## Exercise goal
Set down exactly the lines of the listing below, please, beginning with the first and ending with the line that holds "</cleaner-header>".

## Data lines
>> start
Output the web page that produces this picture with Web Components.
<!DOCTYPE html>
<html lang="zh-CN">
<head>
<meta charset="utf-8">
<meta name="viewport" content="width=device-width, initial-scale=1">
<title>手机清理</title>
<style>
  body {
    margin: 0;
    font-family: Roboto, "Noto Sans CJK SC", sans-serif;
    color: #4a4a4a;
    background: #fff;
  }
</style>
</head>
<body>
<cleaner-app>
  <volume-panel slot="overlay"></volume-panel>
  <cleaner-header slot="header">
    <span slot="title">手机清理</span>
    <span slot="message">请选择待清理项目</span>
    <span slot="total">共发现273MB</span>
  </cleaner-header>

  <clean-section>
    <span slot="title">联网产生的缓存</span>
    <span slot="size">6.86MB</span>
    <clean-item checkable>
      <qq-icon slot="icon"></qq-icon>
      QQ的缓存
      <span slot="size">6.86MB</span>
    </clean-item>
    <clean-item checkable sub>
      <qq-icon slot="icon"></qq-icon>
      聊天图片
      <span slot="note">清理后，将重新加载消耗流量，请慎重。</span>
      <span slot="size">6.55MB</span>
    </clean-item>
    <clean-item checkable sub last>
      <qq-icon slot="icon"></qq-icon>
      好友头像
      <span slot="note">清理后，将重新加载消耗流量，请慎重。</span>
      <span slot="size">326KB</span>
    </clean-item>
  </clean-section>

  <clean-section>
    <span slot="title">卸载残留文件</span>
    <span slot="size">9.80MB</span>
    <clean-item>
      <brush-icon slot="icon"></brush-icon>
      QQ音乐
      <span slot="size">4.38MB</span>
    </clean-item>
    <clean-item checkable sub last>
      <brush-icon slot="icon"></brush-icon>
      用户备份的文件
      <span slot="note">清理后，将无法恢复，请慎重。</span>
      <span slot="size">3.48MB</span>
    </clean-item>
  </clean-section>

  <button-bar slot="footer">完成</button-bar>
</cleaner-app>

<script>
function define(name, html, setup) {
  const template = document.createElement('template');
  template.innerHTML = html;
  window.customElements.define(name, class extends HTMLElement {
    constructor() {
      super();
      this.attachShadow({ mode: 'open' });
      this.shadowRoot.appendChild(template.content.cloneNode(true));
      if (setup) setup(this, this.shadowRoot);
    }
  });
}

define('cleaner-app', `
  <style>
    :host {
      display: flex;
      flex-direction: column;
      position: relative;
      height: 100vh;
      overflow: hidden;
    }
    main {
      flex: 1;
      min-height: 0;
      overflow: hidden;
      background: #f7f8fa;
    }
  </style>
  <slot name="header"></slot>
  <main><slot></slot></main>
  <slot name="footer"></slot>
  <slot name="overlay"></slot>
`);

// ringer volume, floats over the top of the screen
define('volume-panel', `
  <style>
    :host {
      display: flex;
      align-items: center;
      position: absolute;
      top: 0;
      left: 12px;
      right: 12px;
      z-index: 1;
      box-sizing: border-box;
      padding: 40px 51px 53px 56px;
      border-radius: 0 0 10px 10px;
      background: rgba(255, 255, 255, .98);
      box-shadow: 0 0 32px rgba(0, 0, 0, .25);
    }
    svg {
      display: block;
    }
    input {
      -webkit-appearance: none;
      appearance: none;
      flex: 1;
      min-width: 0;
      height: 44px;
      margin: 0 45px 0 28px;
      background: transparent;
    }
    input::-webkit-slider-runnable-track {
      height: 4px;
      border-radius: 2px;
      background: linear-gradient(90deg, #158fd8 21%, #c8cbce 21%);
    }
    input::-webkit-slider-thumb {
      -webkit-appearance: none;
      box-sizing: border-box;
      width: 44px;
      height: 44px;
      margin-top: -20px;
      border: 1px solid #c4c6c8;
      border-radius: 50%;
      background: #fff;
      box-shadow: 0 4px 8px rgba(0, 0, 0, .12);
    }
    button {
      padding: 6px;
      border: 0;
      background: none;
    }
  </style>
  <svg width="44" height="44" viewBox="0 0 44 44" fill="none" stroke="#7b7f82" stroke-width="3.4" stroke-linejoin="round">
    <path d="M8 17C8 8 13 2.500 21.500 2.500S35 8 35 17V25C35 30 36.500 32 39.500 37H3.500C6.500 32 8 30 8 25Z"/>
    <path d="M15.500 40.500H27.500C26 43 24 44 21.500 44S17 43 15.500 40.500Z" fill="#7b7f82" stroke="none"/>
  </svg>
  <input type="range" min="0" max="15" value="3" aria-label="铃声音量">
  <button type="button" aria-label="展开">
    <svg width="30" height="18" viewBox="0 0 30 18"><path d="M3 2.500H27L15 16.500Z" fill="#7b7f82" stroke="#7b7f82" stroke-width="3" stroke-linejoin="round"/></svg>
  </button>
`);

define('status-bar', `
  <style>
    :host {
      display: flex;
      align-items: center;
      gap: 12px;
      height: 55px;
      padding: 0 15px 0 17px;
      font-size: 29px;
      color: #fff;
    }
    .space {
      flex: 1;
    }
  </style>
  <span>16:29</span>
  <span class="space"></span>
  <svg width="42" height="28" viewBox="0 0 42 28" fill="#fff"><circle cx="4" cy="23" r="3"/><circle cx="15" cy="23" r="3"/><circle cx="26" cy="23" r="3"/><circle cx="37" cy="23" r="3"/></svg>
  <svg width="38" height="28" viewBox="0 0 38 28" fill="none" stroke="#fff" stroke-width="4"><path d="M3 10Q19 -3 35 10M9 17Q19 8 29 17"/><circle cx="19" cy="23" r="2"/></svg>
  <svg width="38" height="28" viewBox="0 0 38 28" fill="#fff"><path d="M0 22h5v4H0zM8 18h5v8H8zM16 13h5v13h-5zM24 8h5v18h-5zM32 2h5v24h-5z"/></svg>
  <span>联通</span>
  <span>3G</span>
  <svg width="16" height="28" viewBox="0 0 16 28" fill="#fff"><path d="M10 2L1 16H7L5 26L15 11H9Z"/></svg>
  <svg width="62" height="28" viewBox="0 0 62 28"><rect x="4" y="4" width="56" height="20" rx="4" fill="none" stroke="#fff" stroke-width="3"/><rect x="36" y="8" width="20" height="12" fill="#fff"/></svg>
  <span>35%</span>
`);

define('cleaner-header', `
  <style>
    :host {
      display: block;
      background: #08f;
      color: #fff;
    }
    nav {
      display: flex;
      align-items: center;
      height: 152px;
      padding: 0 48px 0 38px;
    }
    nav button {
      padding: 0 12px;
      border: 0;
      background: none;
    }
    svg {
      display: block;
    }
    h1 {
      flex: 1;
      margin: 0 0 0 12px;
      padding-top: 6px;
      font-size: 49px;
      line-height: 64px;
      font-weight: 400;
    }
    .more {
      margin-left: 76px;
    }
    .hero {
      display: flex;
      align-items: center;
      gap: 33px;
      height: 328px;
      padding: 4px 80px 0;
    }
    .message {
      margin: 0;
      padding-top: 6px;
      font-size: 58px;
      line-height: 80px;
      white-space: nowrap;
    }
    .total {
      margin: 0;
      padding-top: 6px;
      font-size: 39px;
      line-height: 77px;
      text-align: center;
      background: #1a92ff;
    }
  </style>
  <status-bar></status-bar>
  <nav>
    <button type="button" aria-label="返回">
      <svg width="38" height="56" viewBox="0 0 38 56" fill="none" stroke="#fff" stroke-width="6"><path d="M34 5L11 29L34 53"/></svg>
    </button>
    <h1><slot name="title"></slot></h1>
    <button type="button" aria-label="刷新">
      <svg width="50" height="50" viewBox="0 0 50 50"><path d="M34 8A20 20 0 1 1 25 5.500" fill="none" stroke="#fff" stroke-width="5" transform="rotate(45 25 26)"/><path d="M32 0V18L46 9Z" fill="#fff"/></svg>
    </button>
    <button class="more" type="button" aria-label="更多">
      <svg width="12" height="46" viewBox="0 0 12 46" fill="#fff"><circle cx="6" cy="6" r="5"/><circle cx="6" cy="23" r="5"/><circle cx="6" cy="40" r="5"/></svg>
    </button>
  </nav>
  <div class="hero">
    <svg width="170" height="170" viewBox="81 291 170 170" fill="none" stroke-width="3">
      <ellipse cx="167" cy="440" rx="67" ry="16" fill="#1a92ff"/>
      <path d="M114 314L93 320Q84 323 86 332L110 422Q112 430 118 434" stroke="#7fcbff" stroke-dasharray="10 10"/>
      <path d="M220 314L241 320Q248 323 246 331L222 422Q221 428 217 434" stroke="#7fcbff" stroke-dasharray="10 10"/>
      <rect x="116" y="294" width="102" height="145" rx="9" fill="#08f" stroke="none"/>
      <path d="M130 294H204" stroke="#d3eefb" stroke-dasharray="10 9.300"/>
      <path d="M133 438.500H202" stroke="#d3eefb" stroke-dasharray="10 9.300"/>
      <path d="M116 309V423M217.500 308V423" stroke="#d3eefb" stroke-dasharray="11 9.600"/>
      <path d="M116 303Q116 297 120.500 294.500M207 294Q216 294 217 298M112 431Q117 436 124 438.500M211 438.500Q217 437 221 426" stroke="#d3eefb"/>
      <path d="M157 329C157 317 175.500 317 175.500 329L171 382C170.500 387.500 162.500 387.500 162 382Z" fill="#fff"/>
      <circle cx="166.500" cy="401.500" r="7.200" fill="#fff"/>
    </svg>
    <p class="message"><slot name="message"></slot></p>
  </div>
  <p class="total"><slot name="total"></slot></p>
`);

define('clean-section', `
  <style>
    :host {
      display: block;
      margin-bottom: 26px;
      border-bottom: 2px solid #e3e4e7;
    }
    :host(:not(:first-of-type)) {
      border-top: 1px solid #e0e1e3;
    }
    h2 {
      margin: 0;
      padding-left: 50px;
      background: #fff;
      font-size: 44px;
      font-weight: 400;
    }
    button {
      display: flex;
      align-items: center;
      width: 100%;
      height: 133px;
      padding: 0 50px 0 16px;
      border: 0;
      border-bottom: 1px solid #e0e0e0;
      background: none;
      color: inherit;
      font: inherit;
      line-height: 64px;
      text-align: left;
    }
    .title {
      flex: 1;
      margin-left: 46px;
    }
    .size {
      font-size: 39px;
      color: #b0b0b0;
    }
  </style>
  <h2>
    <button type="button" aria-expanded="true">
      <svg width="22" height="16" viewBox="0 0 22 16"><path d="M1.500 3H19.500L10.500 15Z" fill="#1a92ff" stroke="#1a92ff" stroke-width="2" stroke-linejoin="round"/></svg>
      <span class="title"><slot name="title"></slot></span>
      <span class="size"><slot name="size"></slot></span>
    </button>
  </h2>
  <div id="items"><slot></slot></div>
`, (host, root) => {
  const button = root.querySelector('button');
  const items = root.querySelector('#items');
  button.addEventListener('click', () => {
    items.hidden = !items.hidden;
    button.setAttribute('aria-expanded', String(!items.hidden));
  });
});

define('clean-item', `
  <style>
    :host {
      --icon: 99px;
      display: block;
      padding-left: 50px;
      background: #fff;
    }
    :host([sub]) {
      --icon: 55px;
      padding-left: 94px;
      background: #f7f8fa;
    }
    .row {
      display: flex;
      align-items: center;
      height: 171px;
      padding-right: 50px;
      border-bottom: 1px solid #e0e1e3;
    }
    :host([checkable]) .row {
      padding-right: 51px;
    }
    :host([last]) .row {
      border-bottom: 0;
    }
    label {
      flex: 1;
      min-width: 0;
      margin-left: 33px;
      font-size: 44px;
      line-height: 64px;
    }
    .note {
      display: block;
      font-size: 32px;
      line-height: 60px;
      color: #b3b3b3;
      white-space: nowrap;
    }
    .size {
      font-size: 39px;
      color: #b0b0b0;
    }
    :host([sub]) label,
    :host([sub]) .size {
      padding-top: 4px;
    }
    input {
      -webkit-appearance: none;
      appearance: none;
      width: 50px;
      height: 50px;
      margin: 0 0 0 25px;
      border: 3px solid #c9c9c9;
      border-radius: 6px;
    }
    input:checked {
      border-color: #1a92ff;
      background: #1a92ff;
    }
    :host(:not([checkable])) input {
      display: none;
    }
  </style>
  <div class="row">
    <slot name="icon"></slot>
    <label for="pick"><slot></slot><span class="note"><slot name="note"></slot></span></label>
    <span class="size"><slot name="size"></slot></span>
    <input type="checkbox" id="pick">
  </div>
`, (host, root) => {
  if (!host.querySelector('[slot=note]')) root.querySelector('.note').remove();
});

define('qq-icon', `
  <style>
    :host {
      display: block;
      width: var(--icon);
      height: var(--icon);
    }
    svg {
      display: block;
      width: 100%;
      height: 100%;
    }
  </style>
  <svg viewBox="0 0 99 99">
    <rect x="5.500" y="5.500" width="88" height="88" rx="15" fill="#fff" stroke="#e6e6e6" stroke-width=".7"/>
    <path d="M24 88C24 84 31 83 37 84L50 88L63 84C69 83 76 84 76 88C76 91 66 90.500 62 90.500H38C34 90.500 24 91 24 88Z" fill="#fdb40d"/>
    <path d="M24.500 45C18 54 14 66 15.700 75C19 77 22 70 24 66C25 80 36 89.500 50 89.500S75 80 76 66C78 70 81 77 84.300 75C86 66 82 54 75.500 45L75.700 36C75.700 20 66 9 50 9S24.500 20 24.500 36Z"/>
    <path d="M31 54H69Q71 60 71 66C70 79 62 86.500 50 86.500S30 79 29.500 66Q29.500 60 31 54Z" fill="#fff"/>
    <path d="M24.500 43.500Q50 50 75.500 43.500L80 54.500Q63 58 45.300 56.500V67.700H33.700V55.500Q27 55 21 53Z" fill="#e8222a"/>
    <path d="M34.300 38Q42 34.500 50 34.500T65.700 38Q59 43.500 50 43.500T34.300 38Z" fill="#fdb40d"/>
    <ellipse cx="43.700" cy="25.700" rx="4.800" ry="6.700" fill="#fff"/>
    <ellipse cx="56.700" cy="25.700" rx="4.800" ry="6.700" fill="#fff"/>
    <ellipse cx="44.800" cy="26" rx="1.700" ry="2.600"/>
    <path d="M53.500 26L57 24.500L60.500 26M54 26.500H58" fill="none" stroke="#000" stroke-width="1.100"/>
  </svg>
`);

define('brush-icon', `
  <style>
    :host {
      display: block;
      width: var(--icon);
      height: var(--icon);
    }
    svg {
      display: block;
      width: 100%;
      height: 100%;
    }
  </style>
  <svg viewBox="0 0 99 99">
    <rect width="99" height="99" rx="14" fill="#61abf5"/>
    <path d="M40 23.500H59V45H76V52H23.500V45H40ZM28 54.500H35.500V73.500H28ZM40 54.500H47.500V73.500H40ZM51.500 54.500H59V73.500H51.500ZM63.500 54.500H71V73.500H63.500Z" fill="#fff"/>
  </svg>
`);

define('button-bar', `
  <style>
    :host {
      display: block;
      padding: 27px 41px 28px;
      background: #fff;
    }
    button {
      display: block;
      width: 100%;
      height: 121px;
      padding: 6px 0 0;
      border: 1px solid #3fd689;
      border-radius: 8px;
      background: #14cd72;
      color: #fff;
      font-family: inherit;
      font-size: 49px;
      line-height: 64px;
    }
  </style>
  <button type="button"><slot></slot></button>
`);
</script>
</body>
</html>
>> end
## Complete response
Output the web page that produces this picture with Web Components.
<!DOCTYPE html>
<html lang="zh-CN">
<head>
<meta charset="utf-8">
<meta name="viewport" content="width=device-width, initial-scale=1">
<title>手机清理</title>
<style>
  body {
    margin: 0;
    font-family: Roboto, "Noto Sans CJK SC", sans-serif;
    color: #4a4a4a;
    background: #fff;
  }
</style>
</head>
<body>
<cleaner-app>
  <volume-panel slot="overlay"></volume-panel>
  <cleaner-header slot="header">
    <span slot="title">手机清理</span>
    <span slot="message">请选择待清理项目</span>
    <span slot="total">共发现273MB</span>
  </cleaner-header>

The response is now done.